En tant que mère d'élève, je suis jalouse des huit heures par jour que ma fille passe à l'école avec d'autres adultes qui l'influencent pour la vie entière. Un père m'avoue : je suis venu parce que je savais que j'apprendrais enfin quelque chose des projets d'avenir de ma fille. La fille, jolie, les joues caressées par l'or d'amples boucles créoles, me jette un regard en coin, confuse. Oui, poursuit-il, à nous, elle ne dit rien. Quinze minutes d'entretien, qu'on pourrait sceller dans une boule de verre avec tornades ou grand beau temps. J'ai rencontré douze familles et je ne compte pas celles qui m'ont interceptée dans les couloirs. Je crois que l'on devrait confier la scolarité des enfants à des sortes de moines et de moniales qui feraient vœu de s'occuper exclusivement de cela. Oui, comme les instituteurs à l'ancienne mode qui entraient à l'école normale comme on entrait en religion. Si on ne leur demandait pas de faire vœu de chasteté, on les engageait à choisir leurs compagnes et compagnons au sein de la même promotion afin que la famille entière se consacre à un seul but, l'éducation des enfants d'autrui.
Nom d'un chien, et moi qui vit avec un instituteur depuis vingt-cinq ans...
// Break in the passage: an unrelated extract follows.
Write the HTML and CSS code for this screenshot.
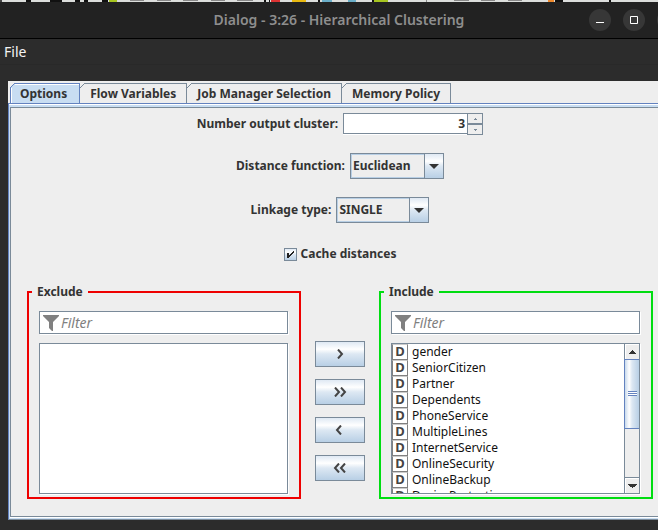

Allons, ouvrons vite une autre fenêtre : dans le four un cassoulet mijote à petits bouillons ; je vais récrire une page ou deux, repenser au merveilleux film de Max Ophüls, Madame de... qui dépeint le désir et l'amour avec une grâce aristocratique. Pas de discours solennels, une mise en scène spirituelle, une lumière sublime qui fait émerger les différents degrés de l'intimité et la fin, une tragédie aussi délectable qu'un orage d'été : dans les romans ou les films peut-on se contenter d'autre chose que l'absolu ?  Le compromis raisonnable n'appartient pas, dieu merci, au monde de la fiction...  Un tantinet mélodramatique, ton film, me dit-on : so what ? Je ne boude pas mon plaisir. Dans ma boîte aux lettres, d'ailleurs, Le plaisir, un autre film d'Ophüls. Pas encore reçu mes DVD de Woody Allen. Hier, j'ai essayé de regarder Sous un autre jour, un téléfilm français réalisé par un certain Alain Tasma avec Marthe Keller et Didier Sandre : les acteurs sont impeccables, les images laides, la mise en scène indigeste, le scénario pesant. J'ai tenu moins de vingt minutes, mais après Ophüls, la partie était perdue d'avance.
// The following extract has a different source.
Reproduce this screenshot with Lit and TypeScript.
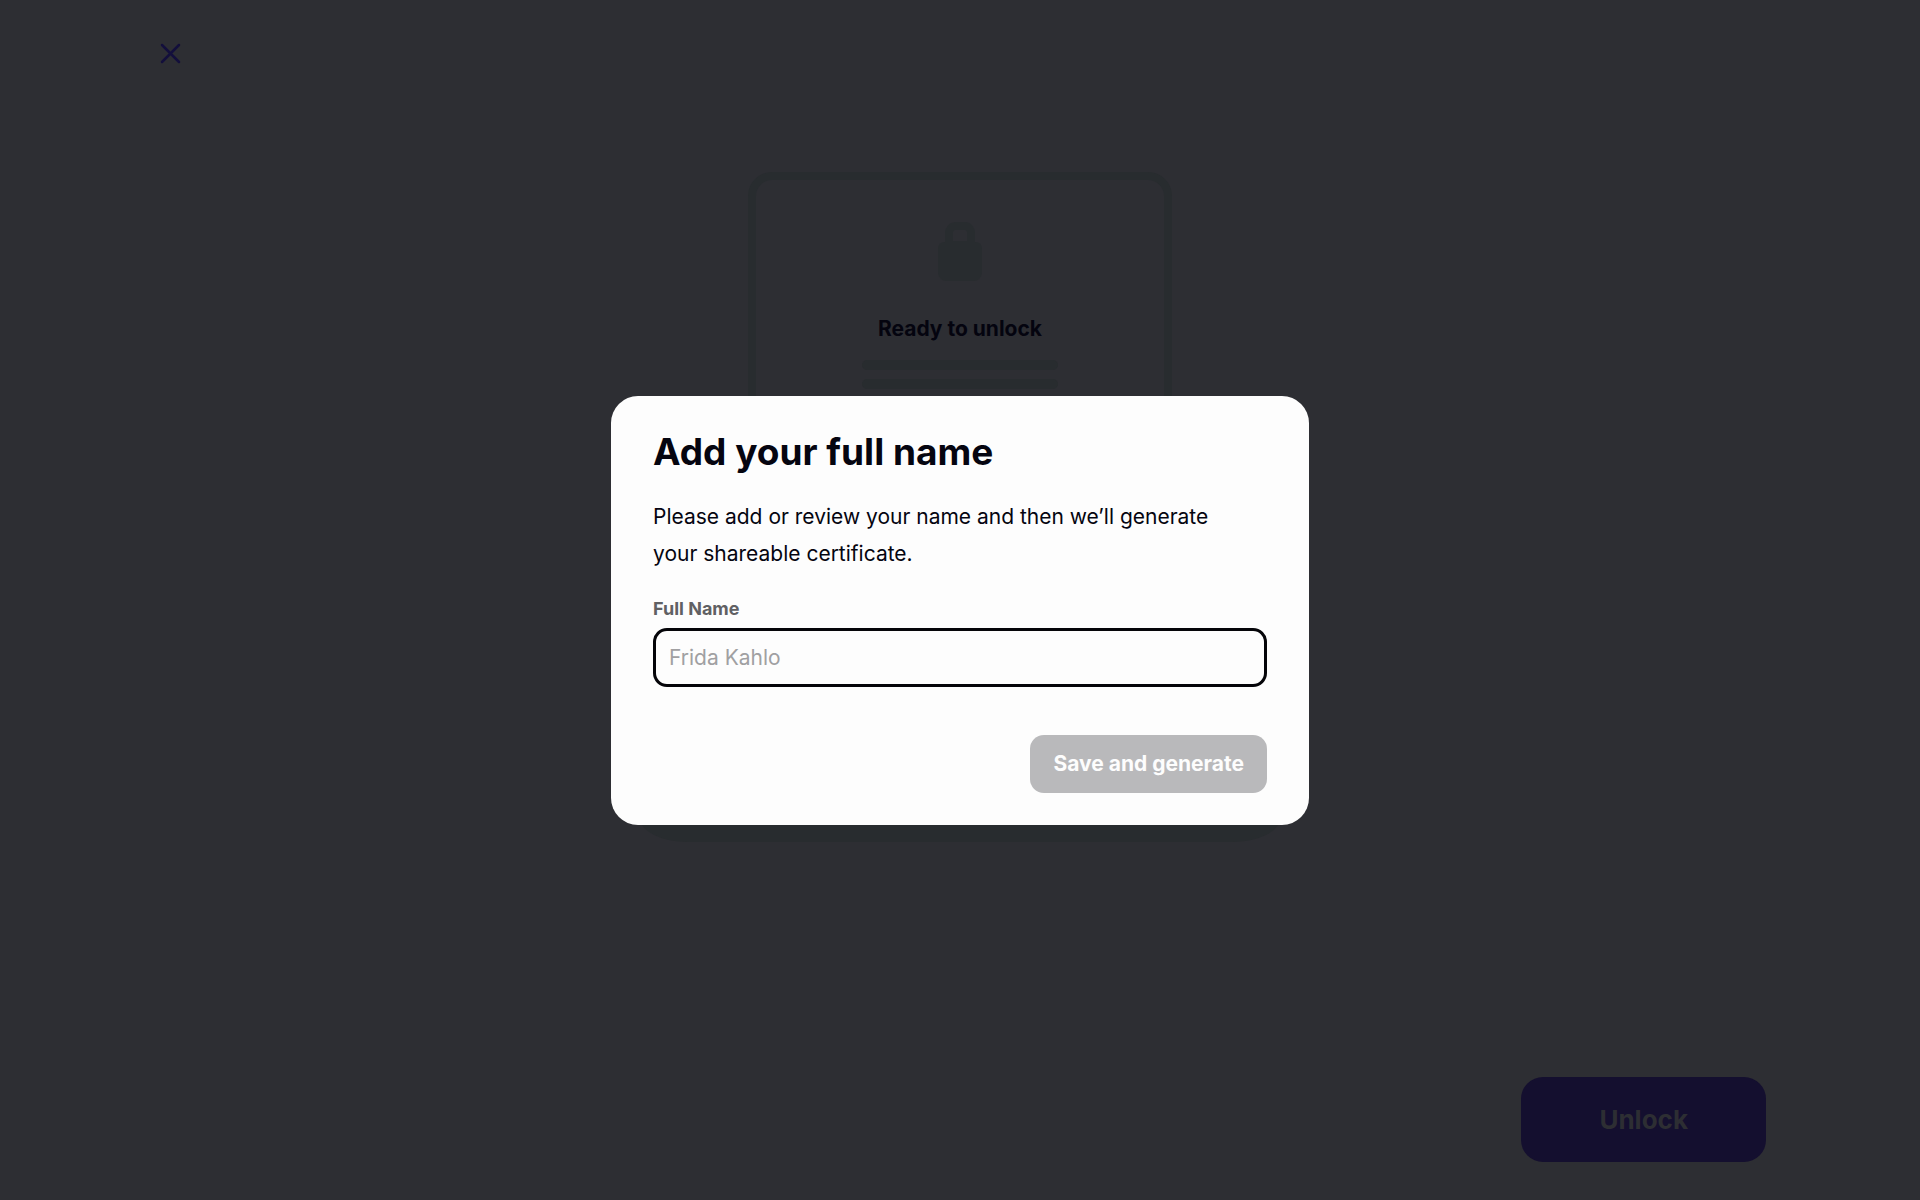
import { LitElement, html, css } from "lit";
import { customElement, state } from "lit/decorators.js";

@customElement("app-root")
export class AppRoot extends LitElement {
  @state() private fullName = "";

  static styles = css`
    :host {
      display: block;
      font-family: Inter, "Liberation Sans", sans-serif;
      color: #050510;
    }
    * {
      box-sizing: border-box;
    }
    button,
    input {
      font: inherit;
      margin: 0;
    }
    .page {
      min-height: 100vh;
      display: flex;
      flex-direction: column;
      background: #2d2e33;
    }
    .top {
      display: flex;
      padding: 37px 154px;
    }
    .close {
      display: flex;
      padding: 0;
      border: 0;
      background: none;
      color: #130f3c;
    }
    .stage {
      flex: 1;
      display: flex;
      flex-direction: column;
      align-items: center;
      padding-top: 66px;
    }
    .certificate {
      width: 424px;
      height: 640px;
      display: flex;
      flex-direction: column;
      align-items: center;
      padding-top: 41px;
      border: 8px solid #282c2f;
      border-bottom: 0;
      border-radius: 24px 24px 0 0;
    }
    .ready {
      margin: 34px 0 17px;
      font-size: 21px;
      line-height: 28px;
      font-weight: 700;
      color: #04040f;
    }
    .lines {
      display: flex;
      flex-direction: column;
      gap: 9px;
    }
    .line {
      width: 196px;
      height: 10px;
      border-radius: 5px;
      background: #282c2f;
    }
    .base {
      width: 640px;
      height: 30px;
      border-radius: 0 0 48px 48px / 0 0 24px 24px;
      background: #282c2f;
    }
    .bottom {
      display: flex;
      justify-content: flex-end;
      padding: 0 154px 38px;
    }
    .unlock {
      padding: 24px 78px;
      border: 0;
      border-radius: 22px;
      background: #140f2f;
      color: #2d2e33;
      font-size: 26px;
      line-height: 37px;
      font-weight: 700;
    }
    .overlay {
      position: fixed;
      inset: 0;
      display: grid;
      place-items: center;
      padding: 0 24px;
    }
    .dialog {
      width: 100%;
      max-width: 698px;
      margin-top: 20px;
      padding: 31px 42px 32px;
      border-radius: 27px;
      background: #fdfdfd;
    }
    .title {
      margin: 0 0 21px;
      font-size: 37px;
      line-height: 50px;
      font-weight: 700;
    }
    .text {
      max-width: 590px;
      margin: 0 0 25px;
      font-size: 21px;
      line-height: 37px;
    }
    .label {
      display: block;
      margin-bottom: 7px;
      font-size: 18px;
      line-height: 24px;
      font-weight: 700;
      color: #606063;
    }
    .input {
      display: block;
      width: 100%;
      height: 59px;
      padding: 0 13px;
      border: 3px solid #050509;
      border-radius: 14px;
      outline: none;
      background: #fdfdfd;
      color: #050510;
      font-size: 21px;
    }
    .input::placeholder {
      color: #a0a0a2;
      opacity: 1;
    }
    .actions {
      display: flex;
      justify-content: flex-end;
      margin-top: 48px;
    }
    .save {
      padding: 14px 23px;
      border: 0;
      border-radius: 14px;
      background: #050510;
      color: #fdfdfd;
      font-size: 21px;
      line-height: 30px;
      font-weight: 700;
    }
    .save:disabled {
      background: #b9b9bb;
    }
  `;

  private onInput(e: Event) {
    this.fullName = (e.target as HTMLInputElement).value;
  }

  render() {
    return html`
      <div class="page">
        <header class="top">
          <button class="close" type="button" aria-label="Close">
            <svg width="32" height="32" viewBox="0 0 32 32" fill="none" stroke="currentColor" stroke-width="2.5" stroke-linecap="round">
              <path d="M8 8 L25 25 M25 8 L8 25" />
            </svg>
          </button>
        </header>
        <main class="stage">
          <section class="certificate">
            <svg width="44" height="60" viewBox="0 0 44 60" fill="#282c2f" aria-hidden="true">
              <path fill-rule="evenodd" d="M7 21V12Q8 2 17 1H28Q36 2 37 12V21Q44 21 44 28V52Q43 59 36 60H8Q1 59 0 52V28Q0 21 7 21ZM15 20H29V11Q29 9 27 9H17Q15 9 15 11Z" />
            </svg>
            <h2 class="ready">Ready to unlock</h2>
            <div class="lines"><div class="line"></div><div class="line"></div></div>
          </section>
          <div class="base"></div>
        </main>
        <footer class="bottom">
          <button class="unlock" type="button">Unlock</button>
        </footer>
      </div>
      <div class="overlay">
        <form class="dialog" role="dialog" aria-modal="true" aria-labelledby="title">
          <h1 class="title" id="title">Add your full name</h1>
          <p class="text">Please add or review your name and then we’ll generate your shareable certificate.</p>
          <label class="label" for="name">Full Name</label>
          <input class="input" id="name" type="text" placeholder="Frida Kahlo" .value=${this.fullName} @input=${this.onInput} />
          <div class="actions">
            <button class="save" type="button" ?disabled=${!this.fullName.trim()}>Save and generate</button>
          </div>
        </form>
      </div>
    `;
  }
}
Je dois pondre une notule biographique pour le salon de Riga : que voulez-vous que les lecteurs sachent de vous ?  me demande-t-on. Mais rien, justement. Ce que je veux, c'est qu'ils lisent mon livre, qu'ils y trouvent ce qu'ils sont venus y chercher - je ne veux pas qu'ils me lisent moi... Même ce journal en ligne n'est pas une biographie, juste un témoignage de moments qui passent. Je passe et cela me trouble, tant mieux.

J'écoute le nouvel album de Sting, If of a Winter's Night, qui célèbre les facettes d'une saison que j'aime, mais oui. Il n'a pas la voix d'Andreas Scholl, pourtant ces chants, ces madrigaux, ces berceuses, je les trouve touchants interprétés ainsi,  voix ébréchée, érodée et douce : You only Cross my Mind in Winter, The Burning Babe et bien sûr, extraite du  King Arthur de Purcell, Cold Song. Je l'écoute en boucle dans ma voiture...

Du même Sting, j'avais été fascinée par son album Songs of the Labyrinth, un recueil de madrigaux mêlés à la lecture de lettres de John Donne. Awesome... L'impression curieuse d'écouter à la porte du salon de musique d'un hobereau mélomane sans être doué d'une voix particulièrement belle ; cela me touche et m'émeut comme un voyage dans le temps.